Un autre point fort de ce roman: les innovations technologiques de ce futur post-apocalyptique. Périphérique innove, bien qu’on soit en 2023, il propose un futur à l’esthétique glaçante mais intriguant. La collapsologie du roman, le Jackpot, est tout simplement génial, merveilleusement bien traité et je n’en dirais pas plus ici pour ne pas gâcher votre plaisir. Si dans la série on s’y attarde plus, et plus tôt que dans le roman, il reste encore beaucoup à développer (j’espère) dans les prochaines saisons.
En résumé, la série est une bonne série pour tout publique: elle s’appuie sur un bon terreau SF que Gibson a travaillé et si elle ne s’attarde pas trop sur le labeur et les techniques, elle en offre la récolte: savoureuse et esthétiquement réussie. Les aficionados de SF seront peut-être un peu déçus de ne pas avoir le cerveau retourné chaque 8 minutes mais elle reste quand même assez évasive pour que le spectateur se pose des questions.

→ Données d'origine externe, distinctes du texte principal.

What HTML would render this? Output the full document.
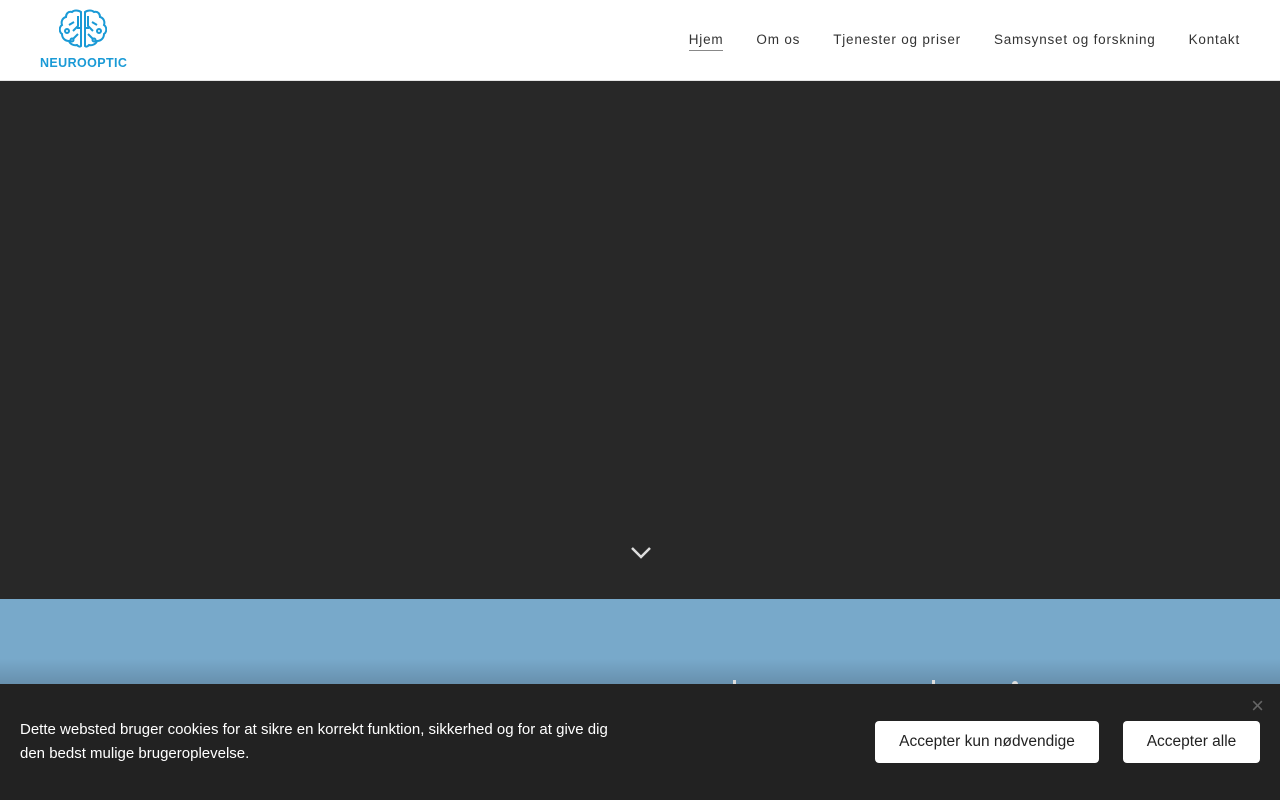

Le meurtre et son enquête sont quand à eux, faiblement traité: on pouvait s’attendre à une intrigue plus prenante et plus consistante mais dans le roman également il faut avouer que ce sujet n’est pas ce qui a été le mieux écrit.
Une série visuellement bluffante, ambitieuse sans être hermétique, qui se permet quelques facilités scénaristique mais qu’on excuse grâce à la performance remarquable des acteurs. A la hauteur du roman? Pour cette première saison: oui. Si Périphérique n’est pas un GRAND Gibson, c’est un bon roman de SF, stimulant et efficace.
Si vous voulez lire du GRAND Gibson, foncez sur la trilogie du Neuromancien, vraiment! N’hésitez pas, c’est juste époustouflant!